Gehirn lebt außerhalb des Körpers weiter
Wissenschaftlern gelingt Test mit Schweine-Organ. Theoretisch wäre die Methode auch beim Menschen anwendbar
NEW HAVEN - Bisher galt das lebendige Gehirn, das in einem Glas oder einer Kühlkammer weiterlebt, als Science-Fiction. Zumindest im Labor hat sich das nun geändert. Wie die Zeitschrift „MIT Technology Review“berichtet, schaffte es der amerikanische Neurowissenschaftler Nedan Sestan von der renommierten YaleUniversität, Schweine-Hirne 36 Stunden lang außerhalb des Körpers am Leben zu halten.
Seinem Team sei es gelungen, die beim Schlachthof erworbenen Hirne mit einem System aus Pumpen, künstlichem Blut und einer Heizung arbeiten zu lassen. So konnte der Stoffwechsel im Gehirn, der nach dem Tod der Schweine ausgesetzt hatte, wieder in Gang gebracht werden und auch die sogenannte Mikrozirkulation, bei der Sauerstoff durch die kleinsten Blutgefäße zu den Zellen transportiert wird, konnte durch die Forscher wiederhergestellt werden.
Das Bewusstsein, so heißt es aber, habe aber keines der Gehirne zurückerlangt. Eine EEG-Untersuchung zeigte eine flache Linie, wie sie bei Koma-Patienten vorkommt. Grundsätzlich hält Sestan es aber für möglich, Gehirne auch im Wachzustand zu erhalten. „Theoretisch sei es möglich, die Hirnaktivität einer Person wiederherzustellen“, sagt er. „Wäre es nicht verrückt, wenn auch Erinnerungen reaktiviert werden könnten?“
Dass Sestan von Personen spricht, kommt indes nicht von ungefähr. Das Verfahren sei, so sagt es der Forscher, nicht „schweinespezifisch“. Genauso sei es denkbar, das Prinzip auch auf andere Tiere, also auch auf Primaten und sogar den Menschen anzuwenden. Chirurgen hätten daher schon angefragt, ob diese Methode nicht auch medizinisch nutzbar sei, etwa für bestimmte Krebsoder Alzheimertherapien. Die Ärzte würden lieber an körperlosen Gehirnen testen, bevor sie direkt an die Patienten gehen.

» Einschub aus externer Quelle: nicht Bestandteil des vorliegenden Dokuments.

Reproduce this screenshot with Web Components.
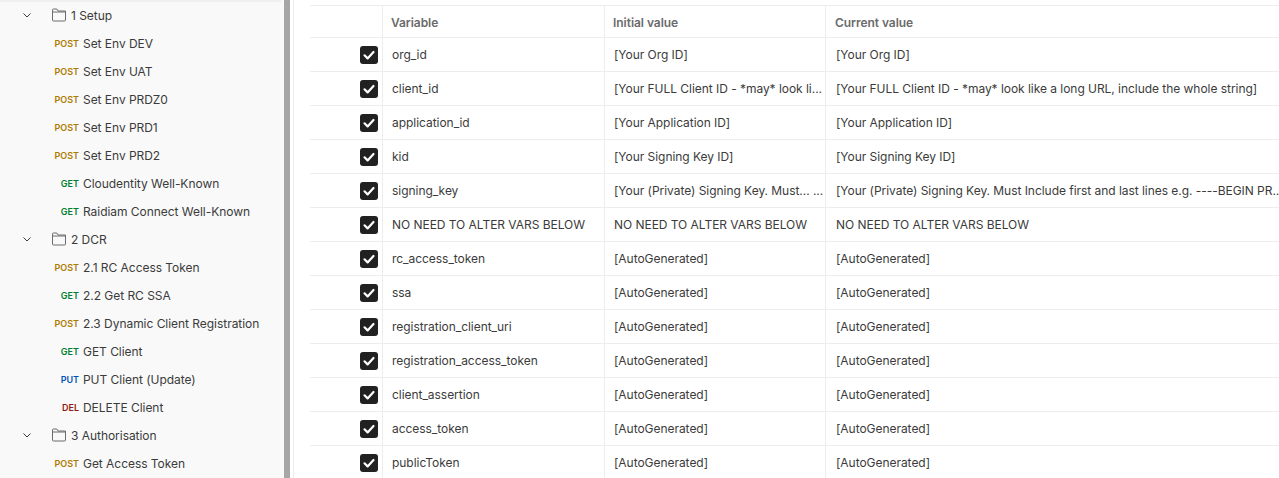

Doch ist es ethisch und rechtlich vertretbar, nur weil es technisch möglich sein könnte, ein menschliches Gehirn außerhalb des Körpers am Leben und möglicherweise sogar bei Bewusstsein zu halten? Diese Frage ist längst nicht geklärt. Die Yale-Forschungen werfen sie überhaupt erst auf. „Wir sollten unbedingt Richtlinien für den Umgang mit menschlichem Gewebe haben“, sagt Sestans Kollege Steven Hyman von der Harvard-Universität.
Wer aber nun denkt, sein eigenes Leben durch die Verpflanzung seines Gehirns auf einen anderen Körper verlängern zu können, wird wohl enttäuscht werden. Das sei zurzeit nicht im Entferntesten möglich, sagt Hyman.